── RECORDS FOR THE TASK ──

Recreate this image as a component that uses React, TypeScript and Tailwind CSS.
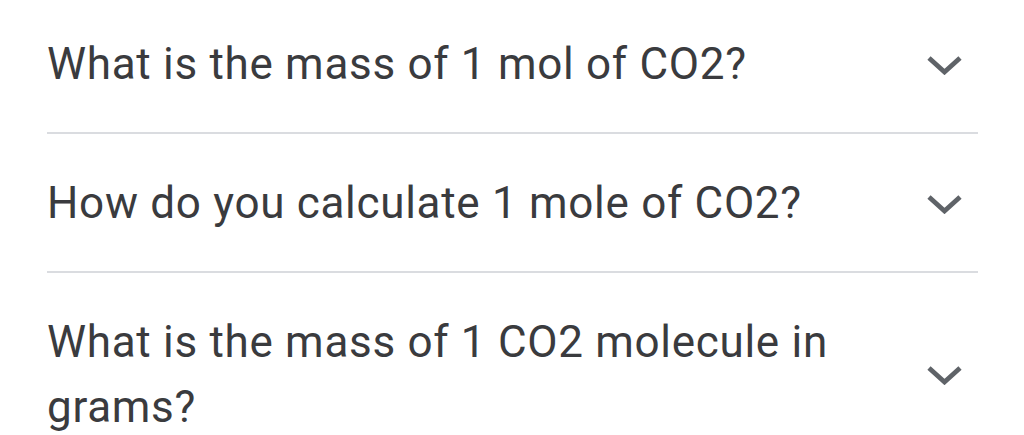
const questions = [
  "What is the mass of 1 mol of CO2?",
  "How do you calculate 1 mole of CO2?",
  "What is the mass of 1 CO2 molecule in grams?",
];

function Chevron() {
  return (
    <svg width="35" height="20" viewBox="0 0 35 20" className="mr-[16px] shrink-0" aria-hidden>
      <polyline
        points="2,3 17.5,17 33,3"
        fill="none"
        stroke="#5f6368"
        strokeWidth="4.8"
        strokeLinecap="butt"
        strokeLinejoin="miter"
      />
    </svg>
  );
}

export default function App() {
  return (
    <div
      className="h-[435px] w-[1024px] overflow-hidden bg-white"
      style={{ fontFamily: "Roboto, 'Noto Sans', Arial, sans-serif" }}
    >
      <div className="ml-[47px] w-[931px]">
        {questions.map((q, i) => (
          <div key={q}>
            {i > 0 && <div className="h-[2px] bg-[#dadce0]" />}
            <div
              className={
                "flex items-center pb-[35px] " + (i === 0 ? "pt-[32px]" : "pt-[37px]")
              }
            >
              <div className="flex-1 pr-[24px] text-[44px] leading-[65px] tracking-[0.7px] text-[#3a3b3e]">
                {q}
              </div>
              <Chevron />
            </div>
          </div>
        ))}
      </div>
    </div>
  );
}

───
── RECORDS FOR THE TASK ──

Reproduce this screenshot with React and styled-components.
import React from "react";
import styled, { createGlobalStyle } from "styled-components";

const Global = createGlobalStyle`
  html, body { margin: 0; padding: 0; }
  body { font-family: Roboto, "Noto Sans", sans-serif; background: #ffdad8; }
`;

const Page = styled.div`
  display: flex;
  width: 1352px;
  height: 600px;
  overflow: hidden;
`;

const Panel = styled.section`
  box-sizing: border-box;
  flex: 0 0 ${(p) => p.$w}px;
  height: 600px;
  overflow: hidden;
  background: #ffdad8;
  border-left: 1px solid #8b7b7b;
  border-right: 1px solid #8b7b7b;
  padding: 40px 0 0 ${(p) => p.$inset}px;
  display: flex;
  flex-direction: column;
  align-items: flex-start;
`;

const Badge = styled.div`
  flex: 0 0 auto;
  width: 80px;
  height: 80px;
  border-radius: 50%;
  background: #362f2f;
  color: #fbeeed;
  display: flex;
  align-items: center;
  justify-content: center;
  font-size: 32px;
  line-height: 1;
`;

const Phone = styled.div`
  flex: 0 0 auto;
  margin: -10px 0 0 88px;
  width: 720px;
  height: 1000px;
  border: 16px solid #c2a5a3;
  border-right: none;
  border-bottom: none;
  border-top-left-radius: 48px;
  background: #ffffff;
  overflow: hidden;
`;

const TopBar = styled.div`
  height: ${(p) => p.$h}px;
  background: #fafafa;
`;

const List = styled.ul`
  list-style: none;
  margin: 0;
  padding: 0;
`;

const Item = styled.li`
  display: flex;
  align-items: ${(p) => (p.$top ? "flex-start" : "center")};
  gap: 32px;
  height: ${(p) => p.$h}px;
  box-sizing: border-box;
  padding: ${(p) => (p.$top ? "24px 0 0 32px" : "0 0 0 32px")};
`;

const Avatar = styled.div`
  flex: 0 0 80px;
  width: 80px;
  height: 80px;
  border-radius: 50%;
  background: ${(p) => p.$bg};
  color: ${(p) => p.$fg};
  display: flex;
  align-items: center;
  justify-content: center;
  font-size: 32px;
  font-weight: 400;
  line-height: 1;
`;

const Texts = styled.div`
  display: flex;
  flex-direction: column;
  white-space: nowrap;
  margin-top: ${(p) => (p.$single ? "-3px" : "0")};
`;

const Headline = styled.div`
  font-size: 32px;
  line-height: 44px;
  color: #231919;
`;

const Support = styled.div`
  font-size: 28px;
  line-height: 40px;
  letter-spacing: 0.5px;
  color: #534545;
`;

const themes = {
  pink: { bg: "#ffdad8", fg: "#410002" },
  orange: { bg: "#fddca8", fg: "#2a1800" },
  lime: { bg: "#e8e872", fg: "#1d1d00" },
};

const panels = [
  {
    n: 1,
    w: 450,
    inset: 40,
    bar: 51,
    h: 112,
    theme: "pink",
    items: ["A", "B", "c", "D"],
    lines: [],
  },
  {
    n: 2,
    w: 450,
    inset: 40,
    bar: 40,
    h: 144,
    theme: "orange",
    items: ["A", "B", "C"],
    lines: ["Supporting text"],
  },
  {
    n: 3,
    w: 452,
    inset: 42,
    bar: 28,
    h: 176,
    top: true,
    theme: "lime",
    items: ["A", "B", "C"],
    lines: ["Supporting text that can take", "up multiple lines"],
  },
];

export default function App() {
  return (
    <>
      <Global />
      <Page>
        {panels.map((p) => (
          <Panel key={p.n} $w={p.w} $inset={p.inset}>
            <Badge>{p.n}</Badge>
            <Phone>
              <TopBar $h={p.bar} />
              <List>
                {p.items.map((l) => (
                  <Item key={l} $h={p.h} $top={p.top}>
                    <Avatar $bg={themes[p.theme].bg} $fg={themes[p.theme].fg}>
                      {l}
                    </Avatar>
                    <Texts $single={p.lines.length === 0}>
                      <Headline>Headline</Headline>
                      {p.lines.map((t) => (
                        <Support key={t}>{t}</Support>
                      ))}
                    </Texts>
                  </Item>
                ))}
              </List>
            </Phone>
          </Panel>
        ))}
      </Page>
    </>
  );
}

───

→ REQUIRED TASK
Single out each line of the records above with the string "that" in it, and copy it.

→ EXPECTED ANSWER
Recreate this image as a component that uses React, TypeScript and Tailwind CSS.
    lines: ["Supporting text that can take", "up multiple lines"],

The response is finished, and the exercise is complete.